According to Pliny the Elder (77 AD), the Hilleviones was a tribe from an island called Scatinavia. To get there, one has to pass through lands were people are said to have horse hoofs rather than feet and ears so big they can cover the whole body. Then the traveler will reach the Ingaevones of “Germany”:

«Leaving these, we come to the nation of the Ingævones, the first in Germany. In their country is an immense mountain called Sevo, not less than those of the Riphæan range, and which forms an immense gulf along the shore as far as the Promontory of the Cimbri. This gulf, which has the name of the ‘Codanian,’ is filled with islands; the most famous among which is Scandinavia, of a magnitude as yet unascertained: the only portion of it at all known is inhabited by the nation of the Hilleviones, who dwell in 500 villages, and call it a second world: it is generally supposed that the island of Eningia is of not less magnitude.»

The Hilleviones may be the same as the Aelvaones of Ptolemy and the Helveconae of Tacitus, but this is not certain – it seems that Pliny place them geographically somewhere in southern Sweden where the tribes mentioned by Ptolemy and Tacitus seem safely situated in Poland.

However, many of the German tribes had legends of a Scandinavian homeland, and many tribes did in fact separate in two groups during the Migration Age (beginning in the second century BC and lasting until the fifth AD), where the second group emigrated to the southeast – which is why Poland was so densely occupied by Germanic tribes. Thus it is entirely possible that we see a Scandinavian and a continental branch of the same original tribe, like we do with the Swedish Götar (Geats, Gauts) and the Central European Goths.
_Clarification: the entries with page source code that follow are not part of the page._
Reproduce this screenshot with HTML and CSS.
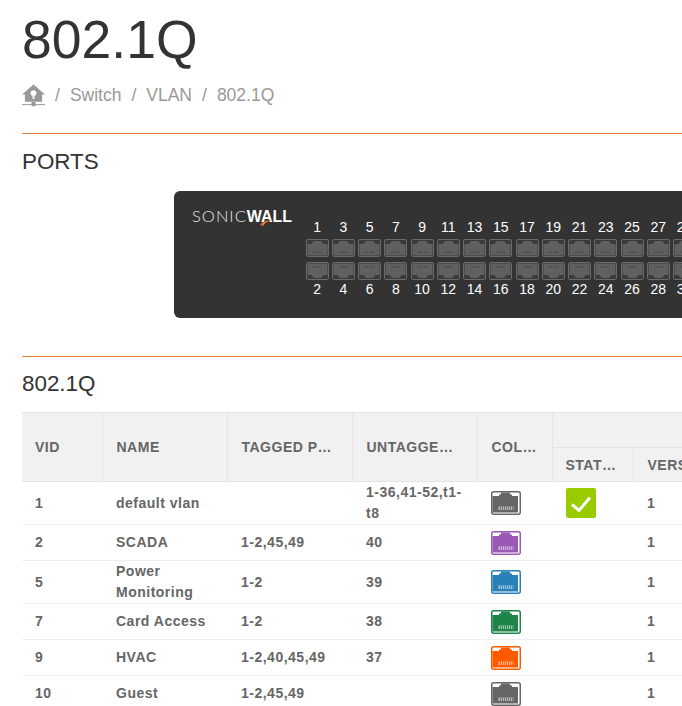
FILE: index.html
```html
<!DOCTYPE html>
<html>
<head>
	<meta charset="utf-8">
	<title>802.1Q</title>
	<link rel="stylesheet" href="styles.css">
</head>
<body>

<svg class='defs' width='0' height='0'>
	<symbol id='port-dim' viewBox='0 0 23 18'>
		<rect x='0.500' y='0.500' width='22' height='17' rx='1.500' fill='#3a3a3a' stroke='#6a6a6a'/>
		<path d='M1.500 5H6V3.500H7.500V2H15.500V3.500H17V5H21.500V16.500H1.500Z' fill='#606060'/>
		<path d='M7 12.500H16V14H7Z' fill='#464646'/>
		<path d='M8.500 12.500V14M10.500 12.500V14M12.500 12.500V14M14.500 12.500V14' stroke='#777' stroke-width='0.500'/>
	</symbol>
	<symbol id='port-live' viewBox='0 0 30 24'>
		<rect x='0.750' y='0.750' width='28.500' height='22.500' rx='2' fill='#fff' stroke='currentColor' stroke-width='1.500'/>
		<path d='M1.500 5H8V3.500H10V1.500H19V3.500H21V5H27V21.500H1.500Z' fill='currentColor'/>
		<path d='M7.500 15.500H22.500V19H7.500Z' fill='#fff' opacity='0.550'/>
		<path d='M9.500 15.500V19M11.500 15.500V19M13.500 15.500V19M15.500 15.500V19M17.500 15.500V19M19.500 15.500V19M21.500 15.500V19' stroke='currentColor' stroke-width='0.800'/>
	</symbol>
</svg>

<h1>802.1Q</h1>

<nav class='crumbs'>
	<svg class='home' viewBox='0 0 24 23'>
		<path d='M12 0L24 10.500H21V18H3V10.500H0Z' fill='#999'/>
		<circle cx='12' cy='9' r='3' fill='#fff'/>
		<path d='M11 11H13V15H11Z' fill='#fff'/>
		<path d='M0 20.500H24V21.500H0Z' fill='#999'/>
		<circle cx='12' cy='20.500' r='2.500' fill='#999'/>
	</svg>
	<span class='sep'>/</span>
	<a>Switch</a>
	<span class='sep'>/</span>
	<a>VLAN</a>
	<span class='sep'>/</span>
	<a>802.1Q</a>
</nav>

<hr class='rule rule-top'>

<h2 class='ports-title'>PORTS</h2>

<section class='panel'>
	<div class='logo'>
		<span class='logo-thin'>SONIC</span><span class='logo-bold'>WALL</span>
		<svg class='swoosh' viewBox='0 0 14 8'>
			<path d='M0 7C3 3 8 1 14 2C9 2.500 6 4 4 8C3 7 1.500 7 0 7Z' fill='#e8762c'/>
		</svg>
	</div>
	<div class='switch'>
		<span>1</span><svg><use href='#port-dim'/></svg><svg class='flip'><use href='#port-dim'/></svg><span>2</span>
		<span>3</span><svg><use href='#port-dim'/></svg><svg class='flip'><use href='#port-dim'/></svg><span>4</span>
		<span>5</span><svg><use href='#port-dim'/></svg><svg class='flip'><use href='#port-dim'/></svg><span>6</span>
		<span>7</span><svg><use href='#port-dim'/></svg><svg class='flip'><use href='#port-dim'/></svg><span>8</span>
		<span>9</span><svg><use href='#port-dim'/></svg><svg class='flip'><use href='#port-dim'/></svg><span>10</span>
		<span>11</span><svg><use href='#port-dim'/></svg><svg class='flip'><use href='#port-dim'/></svg><span>12</span>
		<span>13</span><svg><use href='#port-dim'/></svg><svg class='flip'><use href='#port-dim'/></svg><span>14</span>
		<span>15</span><svg><use href='#port-dim'/></svg><svg class='flip'><use href='#port-dim'/></svg><span>16</span>
		<span>17</span><svg><use href='#port-dim'/></svg><svg class='flip'><use href='#port-dim'/></svg><span>18</span>
		<span>19</span><svg><use href='#port-dim'/></svg><svg class='flip'><use href='#port-dim'/></svg><span>20</span>
		<span>21</span><svg><use href='#port-dim'/></svg><svg class='flip'><use href='#port-dim'/></svg><span>22</span>
		<span>23</span><svg><use href='#port-dim'/></svg><svg class='flip'><use href='#port-dim'/></svg><span>24</span>
		<span>25</span><svg><use href='#port-dim'/></svg><svg class='flip'><use href='#port-dim'/></svg><span>26</span>
		<span>27</span><svg><use href='#port-dim'/></svg><svg class='flip'><use href='#port-dim'/></svg><span>28</span>
		<span>29</span><svg><use href='#port-dim'/></svg><svg class='flip'><use href='#port-dim'/></svg><span>30</span>
	</div>
</section>

<hr class='rule rule-bottom'>

<h2 class='vlan-title'>802.1Q</h2>

<table>
	<colgroup>
		<col class='c-vid'><col class='c-name'><col class='c-ports'><col class='c-ports'>
		<col class='c-color'><col class='c-status'><col class='c-version'>
	</colgroup>
	<thead>
		<tr class='head-top'>
			<th rowspan='2'>VID</th>
			<th rowspan='2'>NAME</th>
			<th rowspan='2'>TAGGED PORTS</th>
			<th rowspan='2'>UNTAGGED PORTS</th>
			<th rowspan='2' class='th-color'>COLOR</th>
			<th colspan='2'></th>
		</tr>
		<tr class='head-sub'>
			<th>STATUS</th>
			<th>VERSION</th>
		</tr>
	</thead>
	<tbody>
		<tr class='r-42'>
			<td>1</td><td>default vlan</td><td></td><td>1-36,41-52,t1-t8</td>
			<td><svg class='jack grey'><use href='#port-live'/></svg></td>
			<td><span class='check'><svg viewBox='0 0 30 30'><path d='M6 16.500L13 22.500L24 9.500' fill='none' stroke='#fff' stroke-width='3'/></svg></span></td>
			<td>1</td>
		</tr>
		<tr class='r-36'>
			<td>2</td><td>SCADA</td><td>1-2,45,49</td><td>40</td>
			<td><svg class='jack purple'><use href='#port-live'/></svg></td><td></td><td>1</td>
		</tr>
		<tr class='r-43'>
			<td>5</td><td>Power Monitoring</td><td>1-2</td><td>39</td>
			<td><svg class='jack blue'><use href='#port-live'/></svg></td><td></td><td>1</td>
		</tr>
		<tr class='r-36'>
			<td>7</td><td>Card Access</td><td>1-2</td><td>38</td>
			<td><svg class='jack green'><use href='#port-live'/></svg></td><td></td><td>1</td>
		</tr>
		<tr class='r-36'>
			<td>9</td><td>HVAC</td><td>1-2,40,45,49</td><td>37</td>
			<td><svg class='jack orange'><use href='#port-live'/></svg></td><td></td><td>1</td>
		</tr>
		<tr class='r-36'>
			<td>10</td><td>Guest</td><td>1-2,45,49</td><td></td>
			<td><svg class='jack grey'><use href='#port-live'/></svg></td><td></td><td>1</td>
		</tr>
	</tbody>
</table>

</body>
</html>
```

FILE: styles.css
```css
html, body {
	overflow: hidden;
	height: 706px;
}

body {
	margin: 0;
	padding: 0 0 0 22px;
	width: 900px;
	font-family: "Liberation Sans", Arial, sans-serif;
	color: #333;
	background: #fff;
}

.defs {
	position: absolute;
}

h1 {
	margin: 10px 0 0;
	font-size: 53.500px;
	line-height: 60px;
	font-weight: 400;
}

h2 {
	margin: 0;
	font-weight: 400;
	font-size: 22.400px;
	line-height: 26px;
}

.crumbs {
	display: flex;
	align-items: center;
	gap: 10px;
	margin-top: 13px;
	height: 24px;
	font-size: 17.500px;
	color: #999;
}

.home {
	width: 23px;
	height: 23px;
}

.rule {
	margin: 0;
	border: 0;
	height: 1px;
	background: #e8813c;
}

.rule-top {
	margin-top: 26px;
}

.ports-title {
	margin-top: 15px;
}

.panel {
	display: flex;
	margin: 16px 0 0 152px;
	width: 700px;
	height: 127px;
	border-radius: 6px;
	background: #333;
}

.logo {
	position: relative;
	flex: none;
	width: 130px;
	padding: 16px 0 0 18px;
	box-sizing: border-box;
	color: #e6e6e6;
	font-size: 16.500px;
	line-height: 18px;
	white-space: nowrap;
}

.logo-thin {
	font-family: Lato, "Liberation Sans", sans-serif;
	font-weight: 300;
	letter-spacing: 1px;
}

.logo-bold {
	font-size: 16px;
	font-weight: 700;
	color: #fff;
}

.swoosh {
	position: absolute;
	left: 85px;
	top: 28px;
	width: 14px;
	height: 7px;
}

.switch {
	display: grid;
	grid-auto-flow: column;
	grid-template-rows: 20px 23px 19px 17px;
	grid-auto-columns: 26.250px;
	align-self: flex-start;
	align-items: start;
	justify-items: center;
	margin-top: 28px;
	color: #fff;
	font-size: 14px;
	line-height: 17px;
}

.switch svg {
	width: 23px;
	height: 18px;
}

.switch .flip {
	transform: scaleY(-1);
}

.vlan-title {
	margin: 14px 0 15px;
}

.rule-bottom {
	margin-top: 38px;
}

table {
	border-collapse: collapse;
	table-layout: fixed;
	width: 760px;
	color: #666;
	font-size: 14px;
	line-height: 21px;
	font-weight: 700;
	letter-spacing: 0.500px;
}

.c-vid { width: 80px; }
.c-name { width: 125px; }
.c-ports { width: 125px; }
.c-color { width: 75px; }
.c-status { width: 81px; }
.c-version { width: 149px; }

th {
	padding: 1px 15px 0 14px;
	background: #f1f1f1;
	border: 1px solid #e4e4e4;
	text-align: left;
	white-space: nowrap;
	overflow: hidden;
	text-overflow: ellipsis;
	letter-spacing: 0.500px;
}

th:first-child {
	border-left: 0;
	padding-left: 13px;
}

th.th-color {
	padding-right: 11px;
}

.head-top {
	height: 35px;
}

.head-sub {
	height: 34px;
}

td {
	padding: 0 13px 0 14px;
	border-bottom: 1px solid #eee;
	vertical-align: middle;
}

td:first-child {
	padding-left: 13px;
}

.r-42 { height: 42px; }
.r-36 { height: 36px; }
.r-43 { height: 43px; }

.jack {
	display: block;
	width: 30px;
	height: 24px;
}

.grey { color: #666; }
.purple { color: #9b59b6; }
.blue { color: #2a80b9; }
.green { color: #1e8449; }
.orange { color: #ff5a00; }

.check {
	display: block;
	width: 30px;
	height: 30px;
	border-radius: 2px;
	background: #9c0;
}

.check svg {
	display: block;
	width: 30px;
	height: 30px;
}
```
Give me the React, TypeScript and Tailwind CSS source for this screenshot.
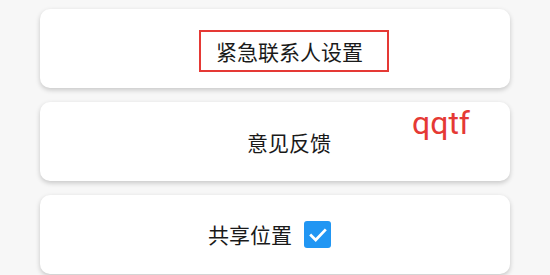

In 1883, Grimsby (“Nordisk Familjebok”) suggested that the Hilleviones were an early population of Halland in Sweden. If so, they could be the same as the Hallin tribe of the Scandza island, mentioned by Jordanes in 551 AD. Jordanes place the Hallin in Scandinavia. After having described the Andogit and Scredefennae of Northern Norway, he mentions one tribe of Suehi (possibly the Swedish tribe known as Svear) before he counts up several other tribes, among them the Hallin:

22.”Then comes a throng of various nations, Theustes, Vagoth, Bergio, Hallin, Liothida. All their habitations are in one level and fertile region. Wherefore they are disturbed there by the attacks of other tribes.”

The Hallin may have lived in Halland, which is an ancient province of Sweden on the south-western coast, bordering to other old Swedish tribal lands such as Svíthiód/Svearríki and Götaland, facing Denmark and Poland. It could very well be the origin of the emigrated, continental tribe of Helveconae/Aelvaonae in Poland.

The German Descendants

According to Tacitus, the Helveconae are one of the tribes belonging to a confederation of tribes known together as the Lugii, (there will be a later post on the Lugii). About the Helveconae is simply said to be among the most powerful Lugii tribes. His geographical description is usually thought to be referring to areas in Poland, although it could easily be understood as Norway or Sweden – their land is separated from “Suevia” by a continued ridge of mountains:

“All these people inhabit but a small proportion of champaign country; their settlements are chiefly amongst forests, and on the sides and summits of mountains; for a continued ridge of mountains separates Suevia from various remoter tribes. Of these, the Lygian is the most extensive, and diffuses its name through several communities. It will be sufficient to name the most powerful of them — the Arii, Helvecones, Manimi, Elysii, and Naharvali.”

According to Ptolemy, the Aelvaeones was a Germanic tribe that during the 2nd century AD (when Ptolemy lived) lived in an area that may be contemporary the Elbing or else Silesia, in contemporary Poland. Poland was formerly dominated by Iron Age Germanic tribes. They may have spoken a variant of Old Prussian (a Baltic language – the Balto-Slavic and the Germanic tribes interacted a great deal during the early Iron Age and influenced each other mutually).

Wikipedia: “We know that Ilfing (Elving) was the name of the river and that ethnic names are often intimately connected to river names, especially in a country of rivers. It is possible, but speculative, that the Elw- in Elwing came from an earlier people who lived there. The Goths and the Vandals (if indeed they are distinct) both are assumed to have come from Sweden. Many believe, without much evidence, that there is a connection to the Hilleviones of Sweden. The name can probably be segmented Helvec-on-ae, where the -on- is a Latin productive suffix used to generate people and place names. Helvec- might be further segmented as Hel-vec-, where -vec- might be “settlement”, as -ing would be “people.” As for the Hel-, there are as many possibilities as there are for Hellenes.

These speculative linguistic connections raise as many questions as they answer. We would require more evidence to be as certain as the encyclopedists of the past. In which direction would the migration over the Baltic have occurred? If the Hilleviones were Germanic, what were the Lugii, and why were the Helveconae among them? Could they have been Celtic, Baltic, or Germanized Celts or Balts?”